**Given exercise:** Among the lines below, list those containing the string "React".

**Given material:**
------------------------------------------------------------------------

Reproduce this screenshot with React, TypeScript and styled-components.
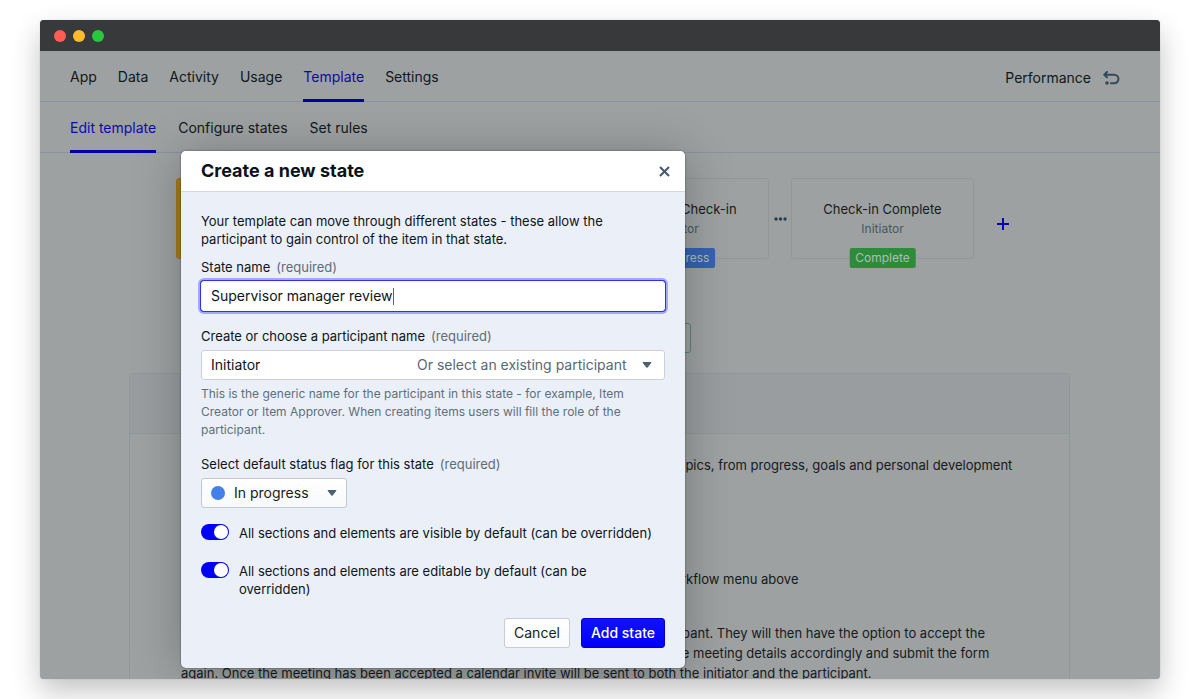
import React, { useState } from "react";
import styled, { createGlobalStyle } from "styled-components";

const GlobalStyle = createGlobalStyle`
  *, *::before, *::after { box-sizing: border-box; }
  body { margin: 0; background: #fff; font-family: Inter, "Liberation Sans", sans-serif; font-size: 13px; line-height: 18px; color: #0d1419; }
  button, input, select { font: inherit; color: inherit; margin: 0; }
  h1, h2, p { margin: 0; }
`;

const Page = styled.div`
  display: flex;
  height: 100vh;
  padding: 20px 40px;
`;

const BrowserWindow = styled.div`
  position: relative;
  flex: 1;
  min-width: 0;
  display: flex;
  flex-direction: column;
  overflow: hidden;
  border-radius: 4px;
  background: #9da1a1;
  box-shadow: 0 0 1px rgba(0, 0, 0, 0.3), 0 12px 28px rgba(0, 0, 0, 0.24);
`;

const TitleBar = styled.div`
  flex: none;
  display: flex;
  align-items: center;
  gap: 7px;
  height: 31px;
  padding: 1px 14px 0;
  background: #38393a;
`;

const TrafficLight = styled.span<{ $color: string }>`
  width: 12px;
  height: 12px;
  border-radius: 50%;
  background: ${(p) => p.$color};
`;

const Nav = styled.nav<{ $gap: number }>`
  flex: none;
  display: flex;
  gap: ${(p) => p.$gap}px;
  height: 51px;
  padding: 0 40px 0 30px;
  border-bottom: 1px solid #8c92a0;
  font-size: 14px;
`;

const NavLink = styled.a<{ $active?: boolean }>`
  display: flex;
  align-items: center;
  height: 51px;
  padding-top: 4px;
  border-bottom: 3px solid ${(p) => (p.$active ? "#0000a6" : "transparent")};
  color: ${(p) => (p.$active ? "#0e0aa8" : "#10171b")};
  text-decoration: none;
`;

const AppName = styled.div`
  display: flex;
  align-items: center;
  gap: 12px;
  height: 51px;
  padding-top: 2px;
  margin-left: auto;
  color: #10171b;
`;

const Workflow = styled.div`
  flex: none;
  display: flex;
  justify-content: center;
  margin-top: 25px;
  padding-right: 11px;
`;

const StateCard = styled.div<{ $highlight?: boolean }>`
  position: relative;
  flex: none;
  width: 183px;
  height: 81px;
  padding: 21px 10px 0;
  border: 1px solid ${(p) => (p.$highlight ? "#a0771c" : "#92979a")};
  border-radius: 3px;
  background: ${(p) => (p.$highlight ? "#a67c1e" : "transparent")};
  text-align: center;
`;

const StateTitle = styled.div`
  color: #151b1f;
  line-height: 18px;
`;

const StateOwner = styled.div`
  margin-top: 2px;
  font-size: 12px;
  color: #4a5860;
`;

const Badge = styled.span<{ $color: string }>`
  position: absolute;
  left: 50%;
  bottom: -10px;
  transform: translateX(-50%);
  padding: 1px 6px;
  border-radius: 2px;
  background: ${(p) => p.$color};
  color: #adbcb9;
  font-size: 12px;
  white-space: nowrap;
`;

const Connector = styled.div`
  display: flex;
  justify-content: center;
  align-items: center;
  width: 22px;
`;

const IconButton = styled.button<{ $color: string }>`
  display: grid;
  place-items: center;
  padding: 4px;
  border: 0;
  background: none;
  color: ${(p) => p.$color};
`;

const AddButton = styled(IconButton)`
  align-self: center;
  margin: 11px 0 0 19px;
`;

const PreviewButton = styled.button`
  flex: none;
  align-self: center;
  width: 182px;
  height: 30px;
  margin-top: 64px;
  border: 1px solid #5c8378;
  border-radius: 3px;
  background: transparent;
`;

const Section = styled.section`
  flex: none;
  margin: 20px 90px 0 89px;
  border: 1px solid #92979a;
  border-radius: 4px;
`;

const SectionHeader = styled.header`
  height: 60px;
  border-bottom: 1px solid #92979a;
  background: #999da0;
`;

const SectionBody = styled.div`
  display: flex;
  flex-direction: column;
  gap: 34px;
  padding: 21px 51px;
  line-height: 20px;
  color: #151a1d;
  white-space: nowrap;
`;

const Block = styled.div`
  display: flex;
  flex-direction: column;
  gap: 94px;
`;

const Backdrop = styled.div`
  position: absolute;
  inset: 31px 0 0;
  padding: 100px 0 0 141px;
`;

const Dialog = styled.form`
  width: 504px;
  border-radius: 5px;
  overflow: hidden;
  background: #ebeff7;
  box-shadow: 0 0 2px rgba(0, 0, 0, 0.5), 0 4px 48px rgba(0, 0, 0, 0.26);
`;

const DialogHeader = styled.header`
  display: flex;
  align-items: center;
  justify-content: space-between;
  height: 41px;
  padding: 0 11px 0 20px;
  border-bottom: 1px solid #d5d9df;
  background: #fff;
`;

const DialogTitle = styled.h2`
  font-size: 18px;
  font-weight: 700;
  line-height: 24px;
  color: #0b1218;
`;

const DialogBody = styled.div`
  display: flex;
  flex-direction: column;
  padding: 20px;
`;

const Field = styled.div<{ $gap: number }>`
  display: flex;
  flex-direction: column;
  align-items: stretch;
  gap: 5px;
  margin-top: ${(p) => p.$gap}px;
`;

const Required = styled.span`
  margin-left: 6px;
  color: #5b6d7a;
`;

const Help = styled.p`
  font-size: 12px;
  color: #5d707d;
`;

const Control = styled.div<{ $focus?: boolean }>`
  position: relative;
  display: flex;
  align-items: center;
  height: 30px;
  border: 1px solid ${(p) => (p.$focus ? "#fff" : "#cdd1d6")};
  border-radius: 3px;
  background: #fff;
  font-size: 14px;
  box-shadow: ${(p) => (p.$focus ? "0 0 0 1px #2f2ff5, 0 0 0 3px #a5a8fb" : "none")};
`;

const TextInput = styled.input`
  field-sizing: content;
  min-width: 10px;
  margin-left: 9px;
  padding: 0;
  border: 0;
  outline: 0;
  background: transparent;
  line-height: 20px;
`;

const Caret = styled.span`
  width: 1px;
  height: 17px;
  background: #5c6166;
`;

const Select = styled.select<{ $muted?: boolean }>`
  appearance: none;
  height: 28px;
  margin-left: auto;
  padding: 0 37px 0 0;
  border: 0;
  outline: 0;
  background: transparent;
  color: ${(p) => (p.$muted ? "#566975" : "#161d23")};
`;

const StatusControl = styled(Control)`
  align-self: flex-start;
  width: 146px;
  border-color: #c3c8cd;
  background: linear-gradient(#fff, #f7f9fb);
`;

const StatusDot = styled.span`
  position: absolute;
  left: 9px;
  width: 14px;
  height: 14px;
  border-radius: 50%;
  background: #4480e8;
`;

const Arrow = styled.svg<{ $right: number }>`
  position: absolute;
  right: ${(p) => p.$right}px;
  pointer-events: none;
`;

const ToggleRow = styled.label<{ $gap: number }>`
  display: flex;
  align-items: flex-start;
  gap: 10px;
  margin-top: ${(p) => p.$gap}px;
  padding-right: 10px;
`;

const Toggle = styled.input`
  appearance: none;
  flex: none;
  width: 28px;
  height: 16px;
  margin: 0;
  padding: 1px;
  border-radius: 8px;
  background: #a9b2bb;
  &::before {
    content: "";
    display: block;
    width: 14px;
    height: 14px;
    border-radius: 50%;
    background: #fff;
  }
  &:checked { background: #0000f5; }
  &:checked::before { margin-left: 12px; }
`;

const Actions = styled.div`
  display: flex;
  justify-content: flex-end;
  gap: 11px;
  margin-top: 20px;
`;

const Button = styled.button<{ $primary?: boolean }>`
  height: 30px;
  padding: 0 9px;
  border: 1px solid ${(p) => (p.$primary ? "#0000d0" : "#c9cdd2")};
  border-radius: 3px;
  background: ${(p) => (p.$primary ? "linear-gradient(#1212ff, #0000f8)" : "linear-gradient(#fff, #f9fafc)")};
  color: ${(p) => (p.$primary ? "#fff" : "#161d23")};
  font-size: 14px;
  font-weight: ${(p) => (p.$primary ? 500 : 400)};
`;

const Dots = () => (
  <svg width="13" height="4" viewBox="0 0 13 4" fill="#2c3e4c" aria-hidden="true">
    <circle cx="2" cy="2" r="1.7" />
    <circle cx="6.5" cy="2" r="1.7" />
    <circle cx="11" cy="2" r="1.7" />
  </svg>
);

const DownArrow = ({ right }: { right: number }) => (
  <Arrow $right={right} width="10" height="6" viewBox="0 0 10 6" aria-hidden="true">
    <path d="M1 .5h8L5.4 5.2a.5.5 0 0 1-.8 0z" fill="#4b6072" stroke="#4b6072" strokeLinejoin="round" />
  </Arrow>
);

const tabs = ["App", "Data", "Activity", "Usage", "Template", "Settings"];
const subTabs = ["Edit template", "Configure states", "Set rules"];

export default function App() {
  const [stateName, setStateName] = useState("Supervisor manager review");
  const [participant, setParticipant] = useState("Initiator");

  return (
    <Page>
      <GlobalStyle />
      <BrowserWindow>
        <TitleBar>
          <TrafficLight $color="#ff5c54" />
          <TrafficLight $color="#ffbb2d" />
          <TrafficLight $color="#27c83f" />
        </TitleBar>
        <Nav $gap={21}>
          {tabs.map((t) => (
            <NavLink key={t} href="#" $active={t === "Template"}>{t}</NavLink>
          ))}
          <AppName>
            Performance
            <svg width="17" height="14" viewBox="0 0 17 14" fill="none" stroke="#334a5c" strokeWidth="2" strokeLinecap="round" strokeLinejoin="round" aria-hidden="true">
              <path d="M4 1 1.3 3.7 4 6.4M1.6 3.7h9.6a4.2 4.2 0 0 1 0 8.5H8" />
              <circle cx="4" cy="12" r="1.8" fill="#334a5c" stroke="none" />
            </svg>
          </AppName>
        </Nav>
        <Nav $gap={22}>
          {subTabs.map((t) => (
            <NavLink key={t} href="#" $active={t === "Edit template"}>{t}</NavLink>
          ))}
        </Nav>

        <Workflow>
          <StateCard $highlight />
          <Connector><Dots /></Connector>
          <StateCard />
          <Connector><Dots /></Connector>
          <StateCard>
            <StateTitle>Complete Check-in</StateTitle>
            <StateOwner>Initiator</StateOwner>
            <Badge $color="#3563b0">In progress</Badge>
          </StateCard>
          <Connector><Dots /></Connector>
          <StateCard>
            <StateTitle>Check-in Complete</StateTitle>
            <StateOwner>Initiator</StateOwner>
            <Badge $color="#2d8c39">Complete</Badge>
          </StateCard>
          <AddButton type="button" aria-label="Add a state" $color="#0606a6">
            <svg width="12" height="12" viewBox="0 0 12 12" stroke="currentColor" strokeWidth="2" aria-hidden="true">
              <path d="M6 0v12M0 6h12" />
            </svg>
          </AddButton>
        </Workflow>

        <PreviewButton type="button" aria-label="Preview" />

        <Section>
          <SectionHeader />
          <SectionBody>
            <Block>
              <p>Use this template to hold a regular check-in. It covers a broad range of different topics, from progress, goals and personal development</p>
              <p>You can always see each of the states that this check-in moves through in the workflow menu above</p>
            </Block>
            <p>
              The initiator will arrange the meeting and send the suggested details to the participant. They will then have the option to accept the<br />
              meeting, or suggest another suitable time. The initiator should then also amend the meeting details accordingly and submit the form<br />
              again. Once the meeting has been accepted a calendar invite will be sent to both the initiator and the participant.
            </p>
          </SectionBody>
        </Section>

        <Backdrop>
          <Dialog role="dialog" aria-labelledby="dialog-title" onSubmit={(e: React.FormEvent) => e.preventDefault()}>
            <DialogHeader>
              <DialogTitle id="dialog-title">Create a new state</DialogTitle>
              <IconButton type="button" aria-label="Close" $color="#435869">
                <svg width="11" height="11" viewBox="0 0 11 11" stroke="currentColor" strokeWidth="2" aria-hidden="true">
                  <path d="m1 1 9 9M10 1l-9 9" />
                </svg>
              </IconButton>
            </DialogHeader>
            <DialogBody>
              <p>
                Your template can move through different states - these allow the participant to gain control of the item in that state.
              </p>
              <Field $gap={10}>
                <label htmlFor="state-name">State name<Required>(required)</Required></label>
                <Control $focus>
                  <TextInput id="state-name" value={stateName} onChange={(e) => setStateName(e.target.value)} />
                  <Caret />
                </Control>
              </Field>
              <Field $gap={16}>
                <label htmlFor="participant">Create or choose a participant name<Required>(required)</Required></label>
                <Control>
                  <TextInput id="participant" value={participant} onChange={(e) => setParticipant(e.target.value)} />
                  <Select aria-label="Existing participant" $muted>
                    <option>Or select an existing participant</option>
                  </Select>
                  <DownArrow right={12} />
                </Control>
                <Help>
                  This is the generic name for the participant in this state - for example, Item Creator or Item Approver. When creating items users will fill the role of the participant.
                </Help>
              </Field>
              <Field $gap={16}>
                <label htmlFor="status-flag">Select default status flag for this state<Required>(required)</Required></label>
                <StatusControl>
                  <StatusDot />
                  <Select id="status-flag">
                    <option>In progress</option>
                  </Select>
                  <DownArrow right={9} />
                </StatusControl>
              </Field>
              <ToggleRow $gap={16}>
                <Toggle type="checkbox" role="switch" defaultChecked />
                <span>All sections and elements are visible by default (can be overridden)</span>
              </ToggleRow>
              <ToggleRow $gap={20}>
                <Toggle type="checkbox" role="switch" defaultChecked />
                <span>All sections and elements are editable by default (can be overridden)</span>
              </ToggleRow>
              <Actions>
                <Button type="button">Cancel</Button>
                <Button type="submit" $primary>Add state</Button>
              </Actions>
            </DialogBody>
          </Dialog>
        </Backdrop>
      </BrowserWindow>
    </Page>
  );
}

------------------------------------------------------------------------

**Task response:**
Reproduce this screenshot with React, TypeScript and styled-components.
import React, { useState } from "react";
          <Dialog role="dialog" aria-labelledby="dialog-title" onSubmit={(e: React.FormEvent) => e.preventDefault()}>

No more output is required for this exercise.